“Only you can prevent snake escape,” could be the public service announcement by a cute talking snake in Florida named “Smokey.” (Oh, hold it, there is no way to make a snake look cute!). The 5-foot long boa constrictor escaped from his aquarium and was found in the garden next door.
The even worse part about people owning pet snakes is not simply the troubling nature of the fact that they see this creature as a pet, but that they themselves are … well … how to say this gently … ah … not likely to be people who scored 800 per section on the SAT.
Snake escape stories abound daily on the internet, and the clueless owner always has some version of “I just don’t know how Foofie got out of his container.” Ah, maybe they shouldn’t be in a container?
To quote the news story, “I just want to take him home,’” <the owner> said, still a little choked up at the thought of losing Smokey.
(I’m not making this up …) She said she was just glad to be able to bring the pet snake home, where she also has three Chihuahuas — Dynamite, Peanut Butter and Lucy. It seems to me that better names for those dogs would be Breakfast, Lunch, and Dinner! Isn’t this a little bit like keeping a pet lion in a homemade cage in your sheep pen?
I’ll never understand the “pet snake” oxymoron.
We had that 3x3x3 wooden box in our little room years back. It housed a snake that grew from 14″ to 5′. It was my daughter’s facination and my delight to indulge her. She posted the progressively increasing in length snake skins on her bedroom wall as it grew.
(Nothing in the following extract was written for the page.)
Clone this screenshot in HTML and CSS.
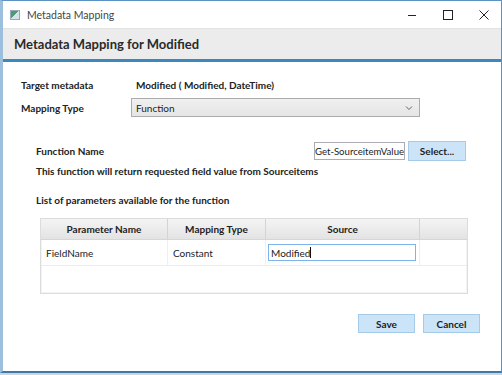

Well, we are what we are. I never took the SAT so I do not know what my score would have been, but perhaps you are right, I probably would have scored less than 800. Who knows.
Snakes…
I have handled them, owned them, fed them, caught them in the wild, been bitten by them, and even had 2 or 3 sleep around my feet once on a cold night – without realizing it of course. I have had one live in my ceiling in my basement and one get loose in my dining room. I have performed surgery on one and removed one side of its jawbone and then raised it to full grown before setting it free to catch mice in my barn. It even came back to visit me a year later – not hard to notice the missing jaw bone.
I never have figured out how to determine snake gender though. Maybe that SAT would have helped!!
Snakes – what some fear, some hate, some play with, and some kill – for no particular reason.
They have their role – even if just to unnerve one local pastor friend of mine.